----- Supplied information

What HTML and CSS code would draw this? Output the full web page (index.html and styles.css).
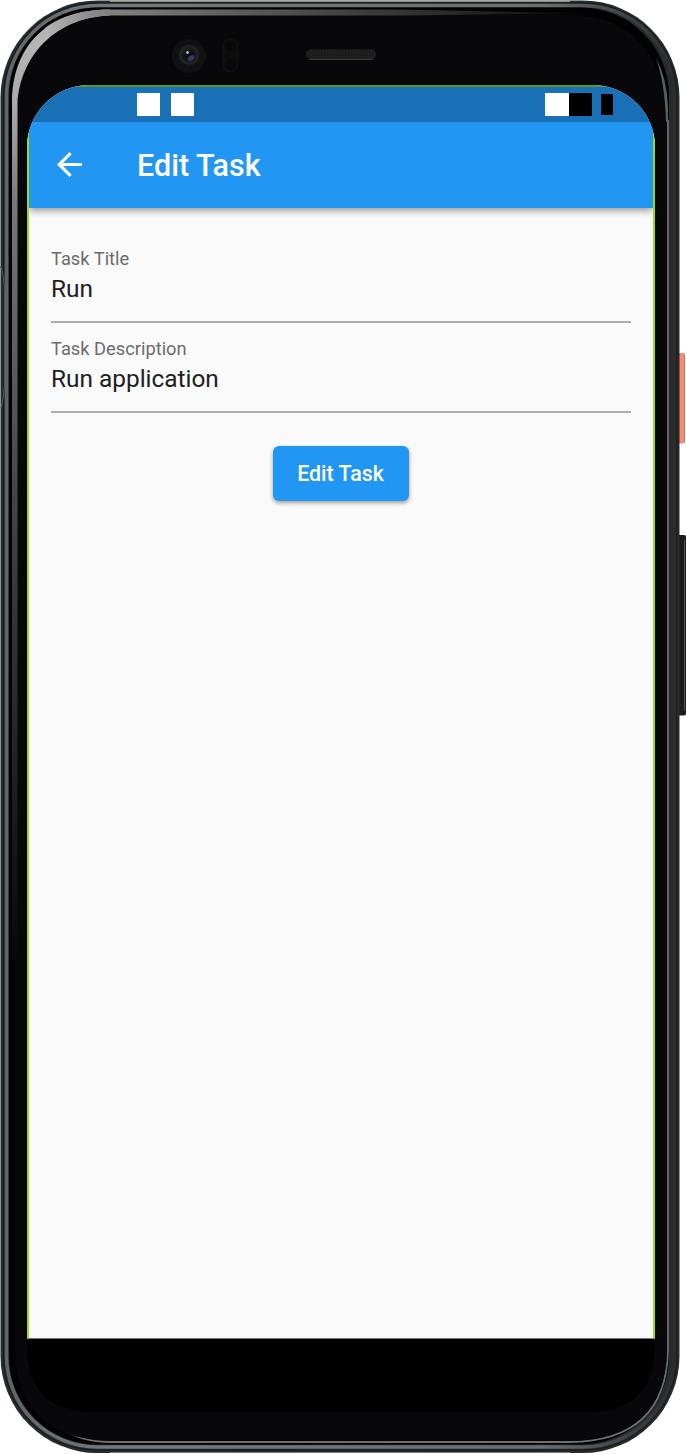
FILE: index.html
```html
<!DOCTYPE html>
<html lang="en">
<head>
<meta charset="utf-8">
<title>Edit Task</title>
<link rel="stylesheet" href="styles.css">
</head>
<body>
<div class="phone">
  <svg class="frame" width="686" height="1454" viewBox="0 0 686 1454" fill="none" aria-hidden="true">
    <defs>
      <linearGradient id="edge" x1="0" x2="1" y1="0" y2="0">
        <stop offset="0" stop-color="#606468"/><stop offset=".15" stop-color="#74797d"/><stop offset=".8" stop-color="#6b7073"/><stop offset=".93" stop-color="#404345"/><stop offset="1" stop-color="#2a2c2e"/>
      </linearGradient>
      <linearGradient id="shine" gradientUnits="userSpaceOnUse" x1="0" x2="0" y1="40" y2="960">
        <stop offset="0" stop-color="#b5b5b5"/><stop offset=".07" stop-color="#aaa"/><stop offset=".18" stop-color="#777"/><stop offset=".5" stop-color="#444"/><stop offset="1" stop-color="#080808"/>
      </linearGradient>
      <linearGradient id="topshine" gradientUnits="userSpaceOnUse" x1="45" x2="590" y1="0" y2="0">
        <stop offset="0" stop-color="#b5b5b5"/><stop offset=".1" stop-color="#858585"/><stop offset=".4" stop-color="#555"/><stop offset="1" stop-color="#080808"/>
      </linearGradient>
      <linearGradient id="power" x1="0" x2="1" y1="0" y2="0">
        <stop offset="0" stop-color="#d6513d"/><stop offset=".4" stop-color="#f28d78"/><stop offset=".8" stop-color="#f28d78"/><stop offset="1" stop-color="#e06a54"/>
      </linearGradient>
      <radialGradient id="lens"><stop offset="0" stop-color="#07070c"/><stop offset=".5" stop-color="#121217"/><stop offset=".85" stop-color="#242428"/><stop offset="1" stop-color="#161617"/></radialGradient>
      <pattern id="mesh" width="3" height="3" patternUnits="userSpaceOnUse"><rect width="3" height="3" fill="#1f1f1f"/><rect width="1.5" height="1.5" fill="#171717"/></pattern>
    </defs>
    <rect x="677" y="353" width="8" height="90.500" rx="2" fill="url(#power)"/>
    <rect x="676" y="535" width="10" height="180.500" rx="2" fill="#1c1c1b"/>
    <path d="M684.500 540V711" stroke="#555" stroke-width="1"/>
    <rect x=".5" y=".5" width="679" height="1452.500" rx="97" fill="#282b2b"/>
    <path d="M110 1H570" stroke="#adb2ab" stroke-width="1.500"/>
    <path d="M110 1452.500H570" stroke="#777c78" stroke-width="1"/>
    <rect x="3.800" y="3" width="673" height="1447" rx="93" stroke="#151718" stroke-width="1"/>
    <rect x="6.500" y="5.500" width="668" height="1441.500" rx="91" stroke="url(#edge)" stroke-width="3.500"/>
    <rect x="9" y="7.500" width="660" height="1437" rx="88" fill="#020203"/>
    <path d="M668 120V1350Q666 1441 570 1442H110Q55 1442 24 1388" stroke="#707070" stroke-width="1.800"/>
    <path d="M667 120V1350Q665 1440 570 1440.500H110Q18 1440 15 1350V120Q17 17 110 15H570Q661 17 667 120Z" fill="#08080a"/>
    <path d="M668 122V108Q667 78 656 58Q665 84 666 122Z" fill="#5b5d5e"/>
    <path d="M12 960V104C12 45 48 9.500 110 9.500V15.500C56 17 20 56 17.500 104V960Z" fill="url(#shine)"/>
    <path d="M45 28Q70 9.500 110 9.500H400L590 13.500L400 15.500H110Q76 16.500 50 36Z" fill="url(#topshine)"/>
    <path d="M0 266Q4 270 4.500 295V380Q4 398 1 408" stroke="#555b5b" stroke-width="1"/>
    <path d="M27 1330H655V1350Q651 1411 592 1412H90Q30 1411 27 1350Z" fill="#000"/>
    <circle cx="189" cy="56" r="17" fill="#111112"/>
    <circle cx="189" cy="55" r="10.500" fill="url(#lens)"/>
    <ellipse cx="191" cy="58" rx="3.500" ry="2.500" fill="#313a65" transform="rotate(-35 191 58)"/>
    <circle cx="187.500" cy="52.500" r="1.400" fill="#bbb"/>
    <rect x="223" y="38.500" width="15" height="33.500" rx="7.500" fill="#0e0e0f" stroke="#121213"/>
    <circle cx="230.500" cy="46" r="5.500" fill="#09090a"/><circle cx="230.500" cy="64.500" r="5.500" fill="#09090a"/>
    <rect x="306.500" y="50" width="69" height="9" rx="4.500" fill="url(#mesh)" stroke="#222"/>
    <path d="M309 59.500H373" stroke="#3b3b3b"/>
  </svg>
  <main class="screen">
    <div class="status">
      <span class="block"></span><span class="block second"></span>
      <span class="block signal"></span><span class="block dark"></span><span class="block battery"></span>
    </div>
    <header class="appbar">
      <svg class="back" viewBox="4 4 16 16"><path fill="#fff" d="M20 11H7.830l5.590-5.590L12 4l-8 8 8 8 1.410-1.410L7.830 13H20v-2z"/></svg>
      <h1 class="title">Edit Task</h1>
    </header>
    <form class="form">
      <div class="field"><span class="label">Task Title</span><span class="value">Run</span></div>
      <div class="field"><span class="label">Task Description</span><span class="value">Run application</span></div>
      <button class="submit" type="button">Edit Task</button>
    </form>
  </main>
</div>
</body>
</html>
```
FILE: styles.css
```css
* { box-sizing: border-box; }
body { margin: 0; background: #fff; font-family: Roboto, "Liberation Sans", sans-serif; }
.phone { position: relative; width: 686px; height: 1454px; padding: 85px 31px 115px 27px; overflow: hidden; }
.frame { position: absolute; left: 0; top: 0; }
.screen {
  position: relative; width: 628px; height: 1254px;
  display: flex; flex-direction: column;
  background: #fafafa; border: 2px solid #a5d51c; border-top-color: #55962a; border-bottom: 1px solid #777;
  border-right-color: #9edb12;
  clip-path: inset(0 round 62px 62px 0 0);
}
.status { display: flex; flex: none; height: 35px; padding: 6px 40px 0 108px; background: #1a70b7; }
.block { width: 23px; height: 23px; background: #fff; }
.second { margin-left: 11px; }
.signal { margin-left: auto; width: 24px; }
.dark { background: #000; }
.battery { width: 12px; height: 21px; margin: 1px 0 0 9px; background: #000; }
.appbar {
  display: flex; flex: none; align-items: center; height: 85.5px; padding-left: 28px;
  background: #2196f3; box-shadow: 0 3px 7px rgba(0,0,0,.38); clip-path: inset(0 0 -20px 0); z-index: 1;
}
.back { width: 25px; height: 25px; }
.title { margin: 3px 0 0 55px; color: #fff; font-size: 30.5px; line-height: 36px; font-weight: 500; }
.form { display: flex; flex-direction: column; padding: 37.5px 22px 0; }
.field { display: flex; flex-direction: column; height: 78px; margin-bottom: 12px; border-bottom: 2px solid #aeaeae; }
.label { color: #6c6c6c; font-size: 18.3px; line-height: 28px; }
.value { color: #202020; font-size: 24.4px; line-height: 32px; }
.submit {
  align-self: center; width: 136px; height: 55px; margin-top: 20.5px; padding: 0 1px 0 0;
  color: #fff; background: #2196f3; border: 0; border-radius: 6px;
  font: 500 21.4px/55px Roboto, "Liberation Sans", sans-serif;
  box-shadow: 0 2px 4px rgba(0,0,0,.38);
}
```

----------

Count the lines that include the word "index" and state the result as a bare number.

3